But "silent mouths don't get fed". And I think I am speaking for a large number of users. And it's been over ten years now. So the voice of users might become a bit louder? I dunno. I read through all the features in the announcement and think "I don't need any of that. Who asked for all these things? Are they really user driven?".

2 comments

You should feel guilty! You sounded extremely entitled there. How do you feel when someone asks you -- goads you really, into working for "exposure" instead of your usual rates? It's more than a little insulting!

If you want Free Software to be different, change it. If you don't know how now, like with anything else, you can learn how, or you can pay someone who has already spent the time to learn. The gimp project has a page where you can easily reach out to developers working on Gimp and fund them directly. If you think this feature is important, you should reach out and find out how you can help make it happen.

Now I don't work on gimp, but I do make Free Software, and I think most of us who program Free Software aren't working for "exposure". We aren't excited to be "used" by "users", and so of course we do not do anything "user driven". We do stuff because we want to, and when we don't want to, we may want-to for money. Like everybody else.

This is very true. It should really be more understood, that open source developer are basically sharing their hobby and what they create with others on their terms, not their users....

Imagine someone building furniture in their free time because they enjoy doing so, and then offers to give it away for free.
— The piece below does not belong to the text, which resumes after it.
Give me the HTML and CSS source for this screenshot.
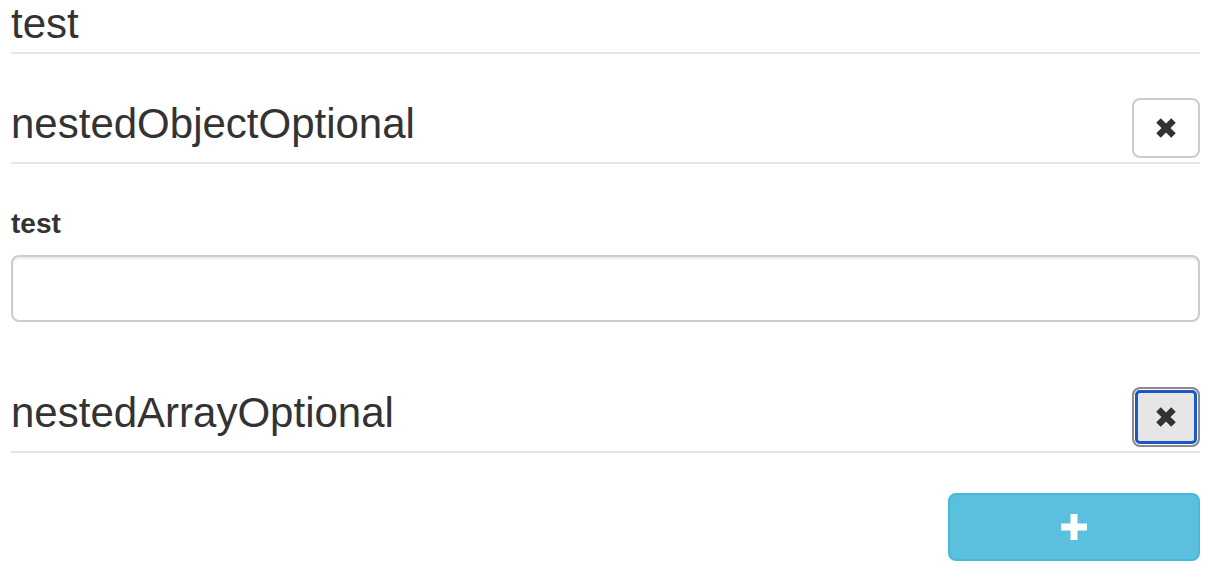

You see this offer and now have two polite options:

1) decline, because you do not like it

2) accept because you do like it

I have never understood the people who take the third option:

3) complain that the furniture is not to their liking, and then demand that the person builds it to his/hers specification and then give it to them. Free of charge, because that was the original offer right?

The Open Source community does the opposite, that's the issue.

Every time there's a push for commercial apps on desktop Linux, you have a bunch of rabblerousers throwing dirt at said devs. "They should make it Open Source! Micro$oft paid them off"

You can see it in every Linux forum.

At some point Linux distributions should just admit defeat for this kind of software, recognize that the Gimp and co. are just hobbyist software, and accept the real world and endorse commercial software for these use cases.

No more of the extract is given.